◆ **WHAT IS ASKED**:
Only lines with the string "components" matter here; gather them from the material below.

◆ **STORED DATA**:
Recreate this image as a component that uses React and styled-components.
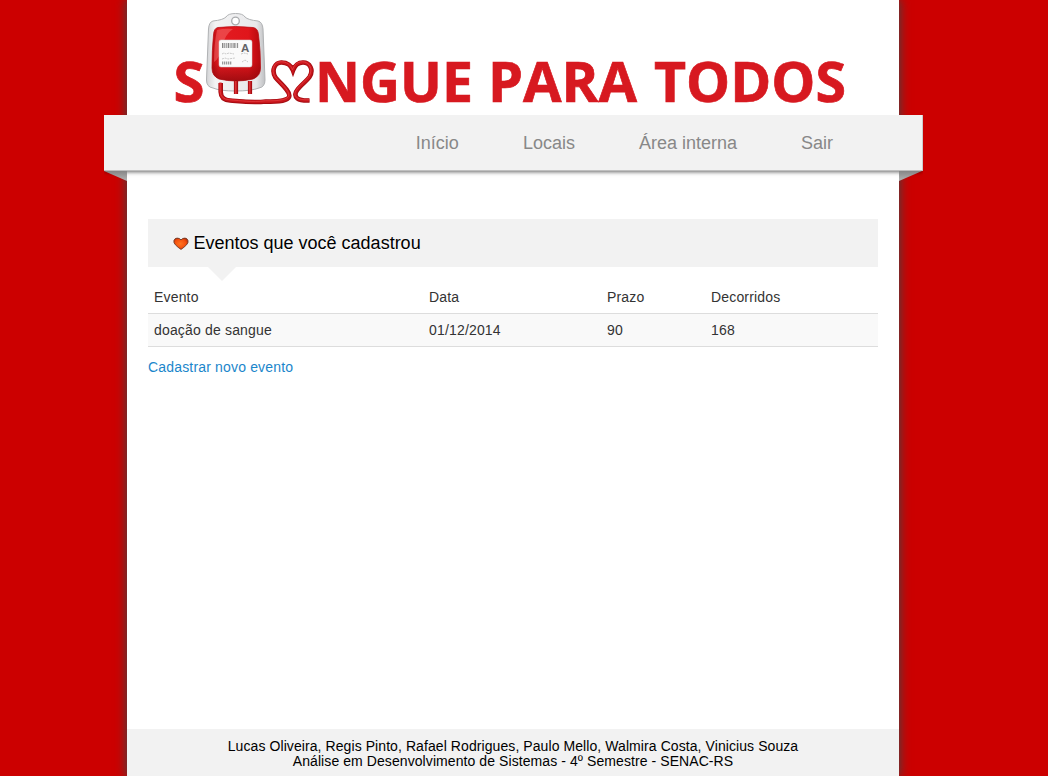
import React from 'react';
import styled, { createGlobalStyle } from 'styled-components';

const GlobalStyle = createGlobalStyle`
  * { box-sizing: border-box; }
  body {
    margin: 0;
    background: #cc0000;
    font-family: "Liberation Sans", Arial, sans-serif;
    font-size: 14px;
    color: #333;
    overflow: hidden;
  }
`;

const Page = styled.div`
  display: flex;
  flex-direction: column;
  width: 772px;
  height: 776px;
  margin-left: 127px;
  background: #fff;
  box-shadow: 0 0 10px 1px #444;
`;

const Header = styled.header`
  height: 115px;
  flex: none;
`;

const LogoArt = styled.svg`
  display: block;
  overflow: visible;
`;

const Ribbon = styled.nav`
  position: relative;
  display: flex;
  flex: none;
  justify-content: flex-end;
  align-items: center;
  gap: 64px;
  height: 55px;
  margin: 0 -24px 0 -23px;
  padding-right: 89px;
  background: #f2f2f2;
  border-right: 1px solid #ccc;
  box-shadow: 0 1px 0 #bfbfbf, 0 3px 4px -1px rgba(0, 0, 0, 0.6);
  clip-path: inset(0 0 -12px 0);
`;

const Fold = styled.span`
  position: absolute;
  top: 56px;
  ${(p) => (p.$side === 'left' ? 'left: 0;' : 'right: 0;')}
  width: 23px;
  height: 10px;
  background: linear-gradient(#868686, #b4b4b4);
  clip-path: ${(p) =>
    p.$side === 'left' ? 'polygon(0 0, 100% 0, 100% 100%)' : 'polygon(0 0, 100% 0, 0 100%)'};
`;

const NavLink = styled.a`
  font-size: 18px;
  line-height: 20px;
  color: #888;
`;

const Content = styled.main`
  flex: 1;
  padding: 49px 21px 0;
`;

const Title = styled.h1`
  position: relative;
  display: flex;
  align-items: center;
  gap: 4.5px;
  height: 48px;
  margin: 0 0 14px;
  padding-left: 25px;
  background: #f2f2f2;
  color: #000;
  font-size: 18px;
  font-weight: 400;
  text-shadow: 0 1px 0 #fff;

  &::after {
    content: "";
    position: absolute;
    top: 100%;
    left: 60px;
    border: 14px solid transparent;
    border-top-color: #f2f2f2;
    border-bottom: 0;
  }
`;

const Table = styled.div`
  display: flex;
  flex-direction: column;
`;

const Row = styled.div`
  display: grid;
  grid-template-columns: 275px 178px 104px 1fr;
  height: 33px;
  padding-left: 6px;
  line-height: 32px;
  letter-spacing: 0.17px;
  border-bottom: 1px solid #ddd;
  background: ${(p) => (p.$striped ? '#f9f9f9' : 'transparent')};
`;

const NewEvent = styled.a`
  display: block;
  margin-top: 10px;
  line-height: 20px;
  letter-spacing: 0.17px;
  color: #1b86cb;
`;

const Footer = styled.footer`
  height: 47px;
  flex: none;
  padding-top: 10px;
  background: #f2f2f2;
  color: #000;
  line-height: 15px;
  letter-spacing: 0.08px;
  text-align: center;
`;

function Logo() {
  const word = {
    fontFamily: '"Open Sans", "Noto Sans", sans-serif',
    fontWeight: 700,
    fontSize: 56,
    fill: '#d71920',
    stroke: '#d71920',
    strokeWidth: 0.7,
    lengthAdjust: 'spacingAndGlyphs',
  };
  const tube =
    'M220.700 83V92Q221 100 230 100.500C242 101.500 252 103 266 101.500C280 102 289 100 289.300 96C290 91 280 83 275.500 77.500C271 70 275 62.500 281.500 62.500C287 62.500 291 65 293 70.500C295 65 298 62.500 303 62.500C310 62.500 314 70 309.500 77C306 82 299 86 296 92C294 97 297 101 309.500 100.500';
  return (
    <LogoArt width="772" height="115" viewBox="127 0 772 115" role="img">
      <defs>
        <linearGradient id="plastic" x1="0" x2="1">
          <stop offset="0" stopColor="#d2d3d5" />
          <stop offset=".15" stopColor="#f3f3f4" />
          <stop offset=".85" stopColor="#e8e8ea" />
          <stop offset="1" stopColor="#bfc0c2" />
        </linearGradient>
        <linearGradient id="blood" x1="0" x2="1">
          <stop offset="0" stopColor="#b80b10" />
          <stop offset=".15" stopColor="#e31b21" />
          <stop offset=".75" stopColor="#e0151b" />
          <stop offset="1" stopColor="#b5090e" />
        </linearGradient>
        <linearGradient id="shade" x1="0" x2="0" y1="0" y2="1">
          <stop offset=".65" stopColor="#8d080c" stopOpacity="0" />
          <stop offset="1" stopColor="#8d080c" stopOpacity=".75" />
        </linearGradient>
      </defs>
      <text x="173.500" y="102" textLength="31" {...word}>S</text>
      <text x="315" y="102" textLength="158" {...word}>NGUE</text>
      <text x="488" y="102" textLength="149" {...word}>PARA</text>
      <text x="654" y="102" textLength="192" {...word}>TODOS</text>
      <path
        d="M213 21Q223 20 226 17Q228 13.500 235.500 13.500Q243 13.500 245 17Q248 20 258 21Q262.500 22 263 29L265 80Q265 87 259 88Q251 91 235.500 91Q220 91 213 88Q206.500 87 206.500 80L208.500 29Q209 22 213 21Z"
        fill="url(#plastic)" stroke="#b0b2b4" strokeWidth="1"
      />
      <circle cx="235.500" cy="21" r="3.800" fill="#fff" stroke="#a9abad" strokeWidth="1.300" />
      <path
        id="bag"
        d="M218 27.500Q235 25.500 253 27.500Q258 28 258.500 35Q260.500 50 260.500 68Q260.500 76 253 79Q236 83 219 79Q212 76 212 68Q212 50 213.500 35Q214 28 218 27.500Z"
        fill="url(#blood)" stroke="#b81218" strokeWidth=".8"
      />
      <path
        d="M218 27.500Q235 25.500 253 27.500Q258 28 258.500 35Q260.500 50 260.500 68Q260.500 76 253 79Q236 83 219 79Q212 76 212 68Q212 50 213.500 35Q214 28 218 27.500Z"
        fill="url(#shade)"
      />
      <path d="M217 30Q225 28 233 29Q225 34 222 47Q220 58 214 62Q214 44 217 30Z" fill="#fb8583" opacity=".4" />
      <path d="M236 81V94M250 81V94" stroke="#a80c12" strokeWidth="4.200" />
      <path d="M235.700 81V94M249.700 81V94" stroke="#dc3236" strokeWidth="1.800" />
      <path d={tube} fill="none" stroke="#a30d13" strokeWidth="4.600" />
      <path d={tube} fill="none" stroke="#c9151b" strokeWidth="3" transform="translate(-.2 -.2)" />
      <path d={tube} fill="none" stroke="#e8484b" strokeWidth=".9" opacity=".75" transform="translate(-.5 -.7)" />
      <rect x="219" y="40" width="33" height="27" rx="2" fill="#fafafa" stroke="#d0d0d0" strokeWidth=".5" />
      <path
        d="M222 45.500H239"
        stroke="#858585" strokeWidth="5" strokeDasharray="1.400 .7 .7 .9 1 1"
      />
      <path d="M222 63H232" stroke="#999" strokeWidth="3" strokeDasharray="1.300 .7" />
      <path d="M222 54L224 53L226 54L229 53L234 54M222 59L225 58L228 59L235 58M241 54L244 53L248 54M242 62L245 60L248 62" fill="none" stroke="#c4c4c4" strokeWidth=".9" strokeDasharray="2 .8" />
      <text x="241" y="51.500" fontFamily="Liberation Sans, sans-serif" fontWeight="700" fontSize="11.500" fill="#626366">A</text>
    </LogoArt>
  );
}

function Heart() {
  return (
    <svg width="16" height="16" viewBox="0 0 16 16">
      <defs>
        <radialGradient id="glow" cx=".45" cy=".5" r=".6">
          <stop offset="0" stopColor="#ff7420" />
          <stop offset=".65" stopColor="#f4500e" />
          <stop offset="1" stopColor="#c02c06" />
        </radialGradient>
      </defs>
      <path
        d="M8 14.400Q5 12.500 2.400 9.800Q.5 7.600.9 5.700Q1.600 3.300 4 3.100Q6.500 3 8 4.900Q9.500 3 12 3.100Q14.400 3.300 15 5.700Q15.500 7.600 13.600 9.800Q11 12.500 8 14.400Z"
        fill="url(#glow)" stroke="#6d3524" strokeWidth=".9"
      />
    </svg>
  );
}

const links = ['Início', 'Locais', 'Área interna', 'Sair'];
const rows = [
  ['Evento', 'Data', 'Prazo', 'Decorridos'],
  ['doação de sangue', '01/12/2014', '90', '168'],
];

export default function App() {
  return (
    <>
      <GlobalStyle />
      <Page>
        <Header>
          <Logo />
        </Header>
        <Ribbon>
          <Fold $side="left" />
          {links.map((label) => (
            <NavLink key={label}>{label}</NavLink>
          ))}
          <Fold $side="right" />
        </Ribbon>
        <Content>
          <Title>
            <Heart />
            Eventos que você cadastrou
          </Title>
          <Table>
            {rows.map((cells, i) => (
              <Row key={cells[0]} $striped={i % 2 === 1}>
                {cells.map((cell) => (
                  <span key={cell}>{cell}</span>
                ))}
              </Row>
            ))}
          </Table>
          <NewEvent>Cadastrar novo evento</NewEvent>
        </Content>
        <Footer>
          Lucas Oliveira, Regis Pinto, Rafael Rodrigues, Paulo Mello, Walmira Costa, Vinicius Souza
          <br />
          Análise em Desenvolvimento de Sistemas - 4º Semestre - SENAC-RS
        </Footer>
      </Page>
    </>
  );
}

◆ **TASK OUTPUT**:
Recreate this image as a component that uses React and styled-components.
import styled, { createGlobalStyle } from 'styled-components';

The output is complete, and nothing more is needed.